The problem: Using the material below, copy every line where "React" appears.
-- begin --
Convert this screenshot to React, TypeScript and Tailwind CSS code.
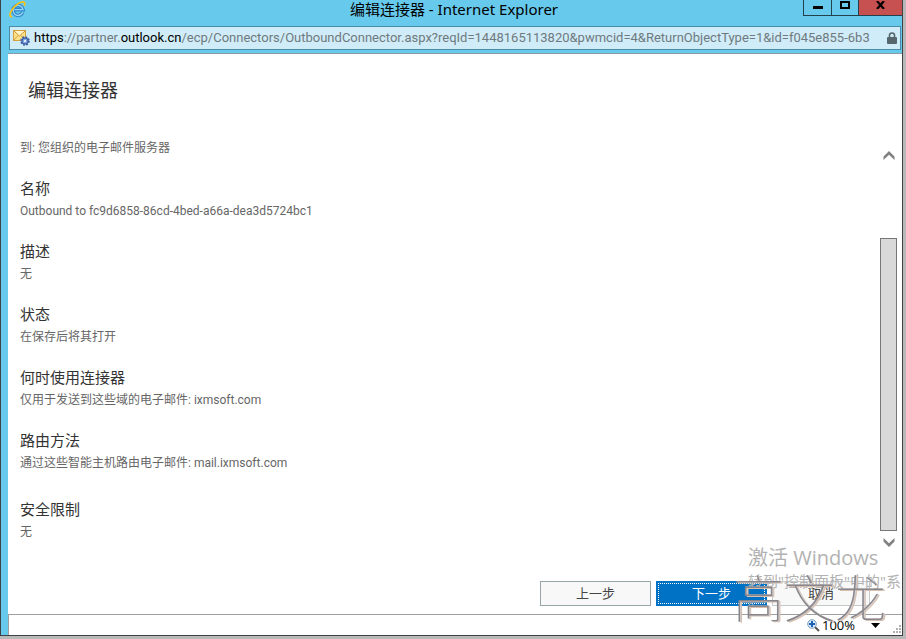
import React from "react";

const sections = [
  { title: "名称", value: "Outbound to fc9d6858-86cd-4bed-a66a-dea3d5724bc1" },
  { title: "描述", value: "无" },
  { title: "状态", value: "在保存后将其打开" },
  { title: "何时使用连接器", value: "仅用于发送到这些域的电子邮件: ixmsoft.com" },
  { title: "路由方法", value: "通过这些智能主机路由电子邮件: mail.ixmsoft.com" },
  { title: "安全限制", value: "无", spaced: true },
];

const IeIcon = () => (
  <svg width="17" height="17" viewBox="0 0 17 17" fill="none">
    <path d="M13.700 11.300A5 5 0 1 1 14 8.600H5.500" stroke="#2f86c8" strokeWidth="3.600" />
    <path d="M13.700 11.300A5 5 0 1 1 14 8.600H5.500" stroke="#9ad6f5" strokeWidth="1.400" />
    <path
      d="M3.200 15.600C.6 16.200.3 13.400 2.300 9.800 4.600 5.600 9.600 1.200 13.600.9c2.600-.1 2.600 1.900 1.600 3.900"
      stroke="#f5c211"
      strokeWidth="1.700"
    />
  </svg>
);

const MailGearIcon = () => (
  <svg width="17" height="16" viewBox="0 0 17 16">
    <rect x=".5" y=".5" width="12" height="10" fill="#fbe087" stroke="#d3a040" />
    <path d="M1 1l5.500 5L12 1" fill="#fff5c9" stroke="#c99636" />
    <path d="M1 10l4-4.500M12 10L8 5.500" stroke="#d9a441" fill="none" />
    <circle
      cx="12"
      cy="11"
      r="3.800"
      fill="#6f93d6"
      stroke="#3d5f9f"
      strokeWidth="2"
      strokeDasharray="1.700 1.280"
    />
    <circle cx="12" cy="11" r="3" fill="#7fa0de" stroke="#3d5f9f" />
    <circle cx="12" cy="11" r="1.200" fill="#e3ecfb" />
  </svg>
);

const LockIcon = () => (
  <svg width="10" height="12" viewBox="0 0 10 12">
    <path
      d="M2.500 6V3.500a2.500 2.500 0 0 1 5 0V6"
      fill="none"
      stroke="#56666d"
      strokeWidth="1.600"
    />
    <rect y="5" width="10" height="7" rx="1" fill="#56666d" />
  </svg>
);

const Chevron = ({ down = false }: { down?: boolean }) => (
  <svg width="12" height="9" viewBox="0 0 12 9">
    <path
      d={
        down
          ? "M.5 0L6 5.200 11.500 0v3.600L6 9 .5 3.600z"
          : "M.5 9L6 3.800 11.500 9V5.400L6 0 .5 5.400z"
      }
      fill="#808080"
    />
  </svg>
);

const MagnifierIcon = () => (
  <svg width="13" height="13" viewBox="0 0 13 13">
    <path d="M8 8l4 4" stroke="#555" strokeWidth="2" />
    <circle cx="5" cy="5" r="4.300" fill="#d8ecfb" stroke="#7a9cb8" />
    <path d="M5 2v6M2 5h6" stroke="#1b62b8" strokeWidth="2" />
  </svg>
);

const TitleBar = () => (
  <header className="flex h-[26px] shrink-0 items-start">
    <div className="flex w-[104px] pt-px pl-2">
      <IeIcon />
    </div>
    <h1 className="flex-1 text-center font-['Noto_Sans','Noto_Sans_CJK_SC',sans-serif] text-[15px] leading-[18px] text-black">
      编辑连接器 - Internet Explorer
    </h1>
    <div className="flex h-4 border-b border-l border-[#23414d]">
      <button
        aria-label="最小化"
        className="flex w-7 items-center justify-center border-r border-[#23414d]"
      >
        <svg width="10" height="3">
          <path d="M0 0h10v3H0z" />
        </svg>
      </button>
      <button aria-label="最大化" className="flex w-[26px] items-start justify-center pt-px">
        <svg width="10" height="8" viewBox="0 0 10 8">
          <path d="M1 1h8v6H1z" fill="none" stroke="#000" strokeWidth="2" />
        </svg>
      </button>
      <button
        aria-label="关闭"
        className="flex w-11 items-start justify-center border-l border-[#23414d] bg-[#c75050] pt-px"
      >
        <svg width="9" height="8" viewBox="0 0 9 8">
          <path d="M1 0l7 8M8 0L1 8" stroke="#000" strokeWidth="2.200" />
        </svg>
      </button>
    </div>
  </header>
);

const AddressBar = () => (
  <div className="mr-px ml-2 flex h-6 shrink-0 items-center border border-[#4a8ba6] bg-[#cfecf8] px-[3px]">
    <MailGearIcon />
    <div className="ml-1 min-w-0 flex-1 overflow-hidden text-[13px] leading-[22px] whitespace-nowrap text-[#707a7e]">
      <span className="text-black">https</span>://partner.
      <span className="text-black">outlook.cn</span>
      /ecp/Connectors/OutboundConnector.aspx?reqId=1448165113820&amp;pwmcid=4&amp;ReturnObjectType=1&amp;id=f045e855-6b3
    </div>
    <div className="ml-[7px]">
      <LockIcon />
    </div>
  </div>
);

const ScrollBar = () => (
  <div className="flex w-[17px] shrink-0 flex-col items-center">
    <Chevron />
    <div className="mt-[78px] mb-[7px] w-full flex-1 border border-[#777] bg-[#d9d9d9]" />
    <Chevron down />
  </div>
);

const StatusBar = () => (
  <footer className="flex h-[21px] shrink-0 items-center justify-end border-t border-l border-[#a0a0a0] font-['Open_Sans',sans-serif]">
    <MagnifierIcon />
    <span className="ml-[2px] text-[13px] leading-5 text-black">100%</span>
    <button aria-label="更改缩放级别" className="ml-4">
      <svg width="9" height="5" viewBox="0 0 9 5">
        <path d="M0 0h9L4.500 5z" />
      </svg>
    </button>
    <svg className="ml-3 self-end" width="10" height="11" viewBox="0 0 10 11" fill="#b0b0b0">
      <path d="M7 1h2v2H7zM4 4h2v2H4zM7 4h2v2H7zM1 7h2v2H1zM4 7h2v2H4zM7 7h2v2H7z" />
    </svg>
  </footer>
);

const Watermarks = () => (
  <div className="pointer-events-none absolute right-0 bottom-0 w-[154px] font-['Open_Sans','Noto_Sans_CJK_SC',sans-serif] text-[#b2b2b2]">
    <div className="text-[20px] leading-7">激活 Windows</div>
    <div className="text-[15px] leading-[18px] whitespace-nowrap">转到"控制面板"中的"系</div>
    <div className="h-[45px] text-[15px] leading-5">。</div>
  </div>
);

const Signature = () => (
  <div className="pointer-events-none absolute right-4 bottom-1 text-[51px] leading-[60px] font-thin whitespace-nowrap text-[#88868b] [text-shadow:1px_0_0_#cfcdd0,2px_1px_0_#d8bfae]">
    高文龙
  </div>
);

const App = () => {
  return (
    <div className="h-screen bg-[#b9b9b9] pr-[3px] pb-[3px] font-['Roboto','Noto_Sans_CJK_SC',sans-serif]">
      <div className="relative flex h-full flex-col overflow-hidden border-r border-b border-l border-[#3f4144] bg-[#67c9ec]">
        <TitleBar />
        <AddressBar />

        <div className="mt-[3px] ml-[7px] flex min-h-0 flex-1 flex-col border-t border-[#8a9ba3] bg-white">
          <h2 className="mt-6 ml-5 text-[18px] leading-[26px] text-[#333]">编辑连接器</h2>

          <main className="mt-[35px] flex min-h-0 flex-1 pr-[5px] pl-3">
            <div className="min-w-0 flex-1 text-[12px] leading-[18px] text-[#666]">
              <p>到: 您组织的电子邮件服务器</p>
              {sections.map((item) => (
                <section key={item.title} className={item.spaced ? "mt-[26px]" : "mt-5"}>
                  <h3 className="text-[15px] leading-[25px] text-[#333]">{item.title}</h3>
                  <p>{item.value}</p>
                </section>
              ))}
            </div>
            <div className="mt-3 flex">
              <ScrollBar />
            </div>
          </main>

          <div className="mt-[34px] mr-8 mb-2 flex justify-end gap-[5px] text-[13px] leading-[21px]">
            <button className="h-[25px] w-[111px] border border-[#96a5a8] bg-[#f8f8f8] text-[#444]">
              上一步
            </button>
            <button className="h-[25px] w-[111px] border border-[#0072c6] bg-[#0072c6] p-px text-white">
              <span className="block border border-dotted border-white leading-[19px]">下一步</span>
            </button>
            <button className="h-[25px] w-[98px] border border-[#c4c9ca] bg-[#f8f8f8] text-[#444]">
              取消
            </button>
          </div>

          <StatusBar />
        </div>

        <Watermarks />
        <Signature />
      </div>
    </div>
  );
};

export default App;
-- end --
Solution to this task:
Convert this screenshot to React, TypeScript and Tailwind CSS code.
import React from "react";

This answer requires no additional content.